SOURCE MATERIAL:
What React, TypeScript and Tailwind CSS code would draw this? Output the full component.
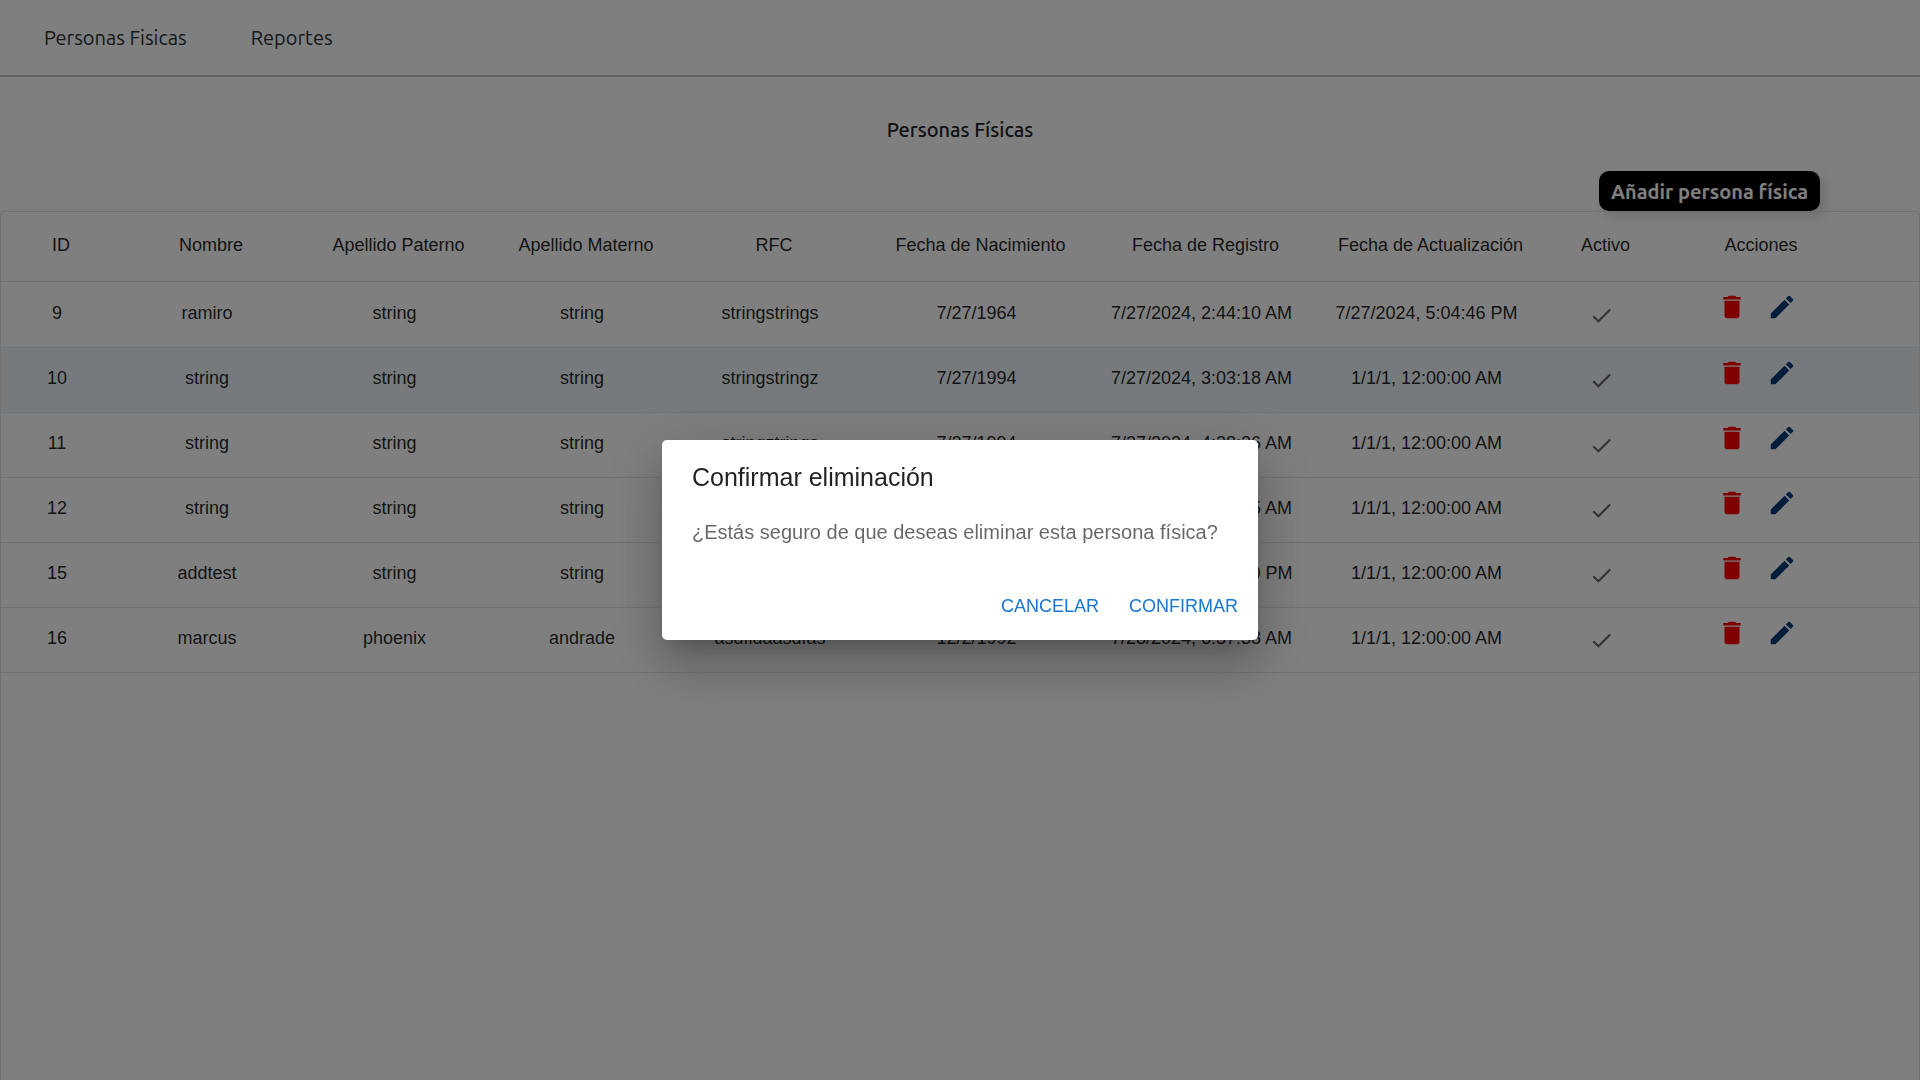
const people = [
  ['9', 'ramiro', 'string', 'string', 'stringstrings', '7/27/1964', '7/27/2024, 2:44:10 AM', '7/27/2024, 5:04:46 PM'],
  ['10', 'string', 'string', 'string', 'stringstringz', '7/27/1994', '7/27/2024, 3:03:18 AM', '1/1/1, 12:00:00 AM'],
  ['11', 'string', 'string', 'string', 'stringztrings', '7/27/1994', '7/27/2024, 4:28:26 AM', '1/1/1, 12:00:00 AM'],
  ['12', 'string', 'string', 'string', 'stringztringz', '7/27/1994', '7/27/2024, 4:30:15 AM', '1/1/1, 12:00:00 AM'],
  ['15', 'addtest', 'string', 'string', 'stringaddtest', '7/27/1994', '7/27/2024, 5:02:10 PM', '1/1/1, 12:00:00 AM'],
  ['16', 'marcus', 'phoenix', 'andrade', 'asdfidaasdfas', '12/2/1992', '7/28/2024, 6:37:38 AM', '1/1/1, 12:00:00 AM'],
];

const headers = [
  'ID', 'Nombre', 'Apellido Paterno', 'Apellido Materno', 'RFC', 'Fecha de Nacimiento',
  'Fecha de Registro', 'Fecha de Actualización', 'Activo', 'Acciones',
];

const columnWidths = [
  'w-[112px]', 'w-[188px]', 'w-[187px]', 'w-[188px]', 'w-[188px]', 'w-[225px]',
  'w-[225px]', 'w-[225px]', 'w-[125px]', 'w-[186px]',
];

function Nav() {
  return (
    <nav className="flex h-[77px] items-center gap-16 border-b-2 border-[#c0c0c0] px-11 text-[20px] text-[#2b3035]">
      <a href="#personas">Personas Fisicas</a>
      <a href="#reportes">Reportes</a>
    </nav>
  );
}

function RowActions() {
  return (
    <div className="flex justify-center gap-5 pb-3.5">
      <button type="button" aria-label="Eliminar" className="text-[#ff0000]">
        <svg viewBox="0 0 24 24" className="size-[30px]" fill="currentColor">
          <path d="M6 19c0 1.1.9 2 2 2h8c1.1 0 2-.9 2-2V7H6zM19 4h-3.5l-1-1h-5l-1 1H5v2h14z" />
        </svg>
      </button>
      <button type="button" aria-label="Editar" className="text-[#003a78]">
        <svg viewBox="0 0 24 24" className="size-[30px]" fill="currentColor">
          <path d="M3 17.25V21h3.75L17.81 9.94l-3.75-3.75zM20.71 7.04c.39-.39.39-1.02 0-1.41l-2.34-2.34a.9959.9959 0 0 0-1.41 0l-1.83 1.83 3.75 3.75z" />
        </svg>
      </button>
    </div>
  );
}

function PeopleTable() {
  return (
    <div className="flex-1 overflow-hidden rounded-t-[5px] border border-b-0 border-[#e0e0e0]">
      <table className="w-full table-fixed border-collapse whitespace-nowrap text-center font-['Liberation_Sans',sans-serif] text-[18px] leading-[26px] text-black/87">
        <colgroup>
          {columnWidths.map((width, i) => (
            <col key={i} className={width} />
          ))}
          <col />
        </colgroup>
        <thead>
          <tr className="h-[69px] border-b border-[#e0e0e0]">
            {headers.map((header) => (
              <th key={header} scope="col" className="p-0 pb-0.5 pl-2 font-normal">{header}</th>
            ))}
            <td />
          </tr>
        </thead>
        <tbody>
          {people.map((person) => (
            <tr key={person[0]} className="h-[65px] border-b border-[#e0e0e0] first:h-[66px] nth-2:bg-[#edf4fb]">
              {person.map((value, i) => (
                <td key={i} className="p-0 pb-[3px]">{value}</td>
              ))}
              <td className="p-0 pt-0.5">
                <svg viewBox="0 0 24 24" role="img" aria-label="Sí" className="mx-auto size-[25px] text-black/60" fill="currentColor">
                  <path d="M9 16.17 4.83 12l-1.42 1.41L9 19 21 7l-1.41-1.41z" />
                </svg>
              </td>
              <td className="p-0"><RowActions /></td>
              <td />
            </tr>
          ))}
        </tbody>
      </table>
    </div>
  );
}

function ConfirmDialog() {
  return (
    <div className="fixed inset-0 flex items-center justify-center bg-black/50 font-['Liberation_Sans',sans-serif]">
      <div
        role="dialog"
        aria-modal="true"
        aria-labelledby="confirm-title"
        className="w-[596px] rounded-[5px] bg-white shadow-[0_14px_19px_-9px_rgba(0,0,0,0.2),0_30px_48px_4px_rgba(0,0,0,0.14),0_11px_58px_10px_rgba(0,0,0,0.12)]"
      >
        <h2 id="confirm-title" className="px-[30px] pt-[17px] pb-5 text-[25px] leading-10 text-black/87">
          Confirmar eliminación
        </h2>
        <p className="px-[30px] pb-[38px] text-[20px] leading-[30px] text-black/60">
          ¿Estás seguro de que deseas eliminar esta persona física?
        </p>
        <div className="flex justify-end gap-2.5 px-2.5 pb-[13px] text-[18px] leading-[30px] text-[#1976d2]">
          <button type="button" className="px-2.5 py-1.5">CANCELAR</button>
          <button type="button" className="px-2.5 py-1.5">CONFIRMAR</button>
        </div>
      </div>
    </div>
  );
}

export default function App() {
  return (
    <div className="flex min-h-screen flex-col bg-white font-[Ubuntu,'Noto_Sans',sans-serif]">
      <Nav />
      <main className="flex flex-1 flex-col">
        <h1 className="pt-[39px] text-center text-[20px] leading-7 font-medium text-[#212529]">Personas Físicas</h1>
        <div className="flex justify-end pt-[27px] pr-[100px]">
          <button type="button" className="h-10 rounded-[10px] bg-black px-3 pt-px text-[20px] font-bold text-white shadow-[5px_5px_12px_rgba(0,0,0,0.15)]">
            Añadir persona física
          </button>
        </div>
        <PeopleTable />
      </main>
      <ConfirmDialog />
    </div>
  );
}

PROBLEM TO SOLVE: Write out the material above once more, exactly as it reads, with no pictures.

SOLUTION TO THE PROBLEM:
What React, TypeScript and Tailwind CSS code would draw this? Output the full component.
const people = [
  ['9', 'ramiro', 'string', 'string', 'stringstrings', '7/27/1964', '7/27/2024, 2:44:10 AM', '7/27/2024, 5:04:46 PM'],
  ['10', 'string', 'string', 'string', 'stringstringz', '7/27/1994', '7/27/2024, 3:03:18 AM', '1/1/1, 12:00:00 AM'],
  ['11', 'string', 'string', 'string', 'stringztrings', '7/27/1994', '7/27/2024, 4:28:26 AM', '1/1/1, 12:00:00 AM'],
  ['12', 'string', 'string', 'string', 'stringztringz', '7/27/1994', '7/27/2024, 4:30:15 AM', '1/1/1, 12:00:00 AM'],
  ['15', 'addtest', 'string', 'string', 'stringaddtest', '7/27/1994', '7/27/2024, 5:02:10 PM', '1/1/1, 12:00:00 AM'],
  ['16', 'marcus', 'phoenix', 'andrade', 'asdfidaasdfas', '12/2/1992', '7/28/2024, 6:37:38 AM', '1/1/1, 12:00:00 AM'],
];

const headers = [
  'ID', 'Nombre', 'Apellido Paterno', 'Apellido Materno', 'RFC', 'Fecha de Nacimiento',
  'Fecha de Registro', 'Fecha de Actualización', 'Activo', 'Acciones',
];

const columnWidths = [
  'w-[112px]', 'w-[188px]', 'w-[187px]', 'w-[188px]', 'w-[188px]', 'w-[225px]',
  'w-[225px]', 'w-[225px]', 'w-[125px]', 'w-[186px]',
];

function Nav() {
  return (
    <nav className="flex h-[77px] items-center gap-16 border-b-2 border-[#c0c0c0] px-11 text-[20px] text-[#2b3035]">
      <a href="#personas">Personas Fisicas</a>
      <a href="#reportes">Reportes</a>
    </nav>
  );
}

function RowActions() {
  return (
    <div className="flex justify-center gap-5 pb-3.5">
      <button type="button" aria-label="Eliminar" className="text-[#ff0000]">
        <svg viewBox="0 0 24 24" className="size-[30px]" fill="currentColor">
          <path d="M6 19c0 1.1.9 2 2 2h8c1.1 0 2-.9 2-2V7H6zM19 4h-3.5l-1-1h-5l-1 1H5v2h14z" />
        </svg>
      </button>
      <button type="button" aria-label="Editar" className="text-[#003a78]">
        <svg viewBox="0 0 24 24" className="size-[30px]" fill="currentColor">
          <path d="M3 17.25V21h3.75L17.81 9.94l-3.75-3.75zM20.71 7.04c.39-.39.39-1.02 0-1.41l-2.34-2.34a.9959.9959 0 0 0-1.41 0l-1.83 1.83 3.75 3.75z" />
        </svg>
      </button>
    </div>
  );
}

function PeopleTable() {
  return (
    <div className="flex-1 overflow-hidden rounded-t-[5px] border border-b-0 border-[#e0e0e0]">
      <table className="w-full table-fixed border-collapse whitespace-nowrap text-center font-['Liberation_Sans',sans-serif] text-[18px] leading-[26px] text-black/87">
        <colgroup>
          {columnWidths.map((width, i) => (
            <col key={i} className={width} />
          ))}
          <col />
        </colgroup>
        <thead>
          <tr className="h-[69px] border-b border-[#e0e0e0]">
            {headers.map((header) => (
              <th key={header} scope="col" className="p-0 pb-0.5 pl-2 font-normal">{header}</th>
            ))}
            <td />
          </tr>
        </thead>
        <tbody>
          {people.map((person) => (
            <tr key={person[0]} className="h-[65px] border-b border-[#e0e0e0] first:h-[66px] nth-2:bg-[#edf4fb]">
              {person.map((value, i) => (
                <td key={i} className="p-0 pb-[3px]">{value}</td>
              ))}
              <td className="p-0 pt-0.5">
                <svg viewBox="0 0 24 24" role="img" aria-label="Sí" className="mx-auto size-[25px] text-black/60" fill="currentColor">
                  <path d="M9 16.17 4.83 12l-1.42 1.41L9 19 21 7l-1.41-1.41z" />
                </svg>
              </td>
              <td className="p-0"><RowActions /></td>
              <td />
            </tr>
          ))}
        </tbody>
      </table>
    </div>
  );
}

function ConfirmDialog() {
  return (
    <div className="fixed inset-0 flex items-center justify-center bg-black/50 font-['Liberation_Sans',sans-serif]">
      <div
        role="dialog"
        aria-modal="true"
        aria-labelledby="confirm-title"
        className="w-[596px] rounded-[5px] bg-white shadow-[0_14px_19px_-9px_rgba(0,0,0,0.2),0_30px_48px_4px_rgba(0,0,0,0.14),0_11px_58px_10px_rgba(0,0,0,0.12)]"
      >
        <h2 id="confirm-title" className="px-[30px] pt-[17px] pb-5 text-[25px] leading-10 text-black/87">
          Confirmar eliminación
        </h2>
        <p className="px-[30px] pb-[38px] text-[20px] leading-[30px] text-black/60">
          ¿Estás seguro de que deseas eliminar esta persona física?
        </p>
        <div className="flex justify-end gap-2.5 px-2.5 pb-[13px] text-[18px] leading-[30px] text-[#1976d2]">
          <button type="button" className="px-2.5 py-1.5">CANCELAR</button>
          <button type="button" className="px-2.5 py-1.5">CONFIRMAR</button>
        </div>
      </div>
    </div>
  );
}

export default function App() {
  return (
    <div className="flex min-h-screen flex-col bg-white font-[Ubuntu,'Noto_Sans',sans-serif]">
      <Nav />
      <main className="flex flex-1 flex-col">
        <h1 className="pt-[39px] text-center text-[20px] leading-7 font-medium text-[#212529]">Personas Físicas</h1>
        <div className="flex justify-end pt-[27px] pr-[100px]">
          <button type="button" className="h-10 rounded-[10px] bg-black px-3 pt-px text-[20px] font-bold text-white shadow-[5px_5px_12px_rgba(0,0,0,0.15)]">
            Añadir persona física
          </button>
        </div>
        <PeopleTable />
      </main>
      <ConfirmDialog />
    </div>
  );
}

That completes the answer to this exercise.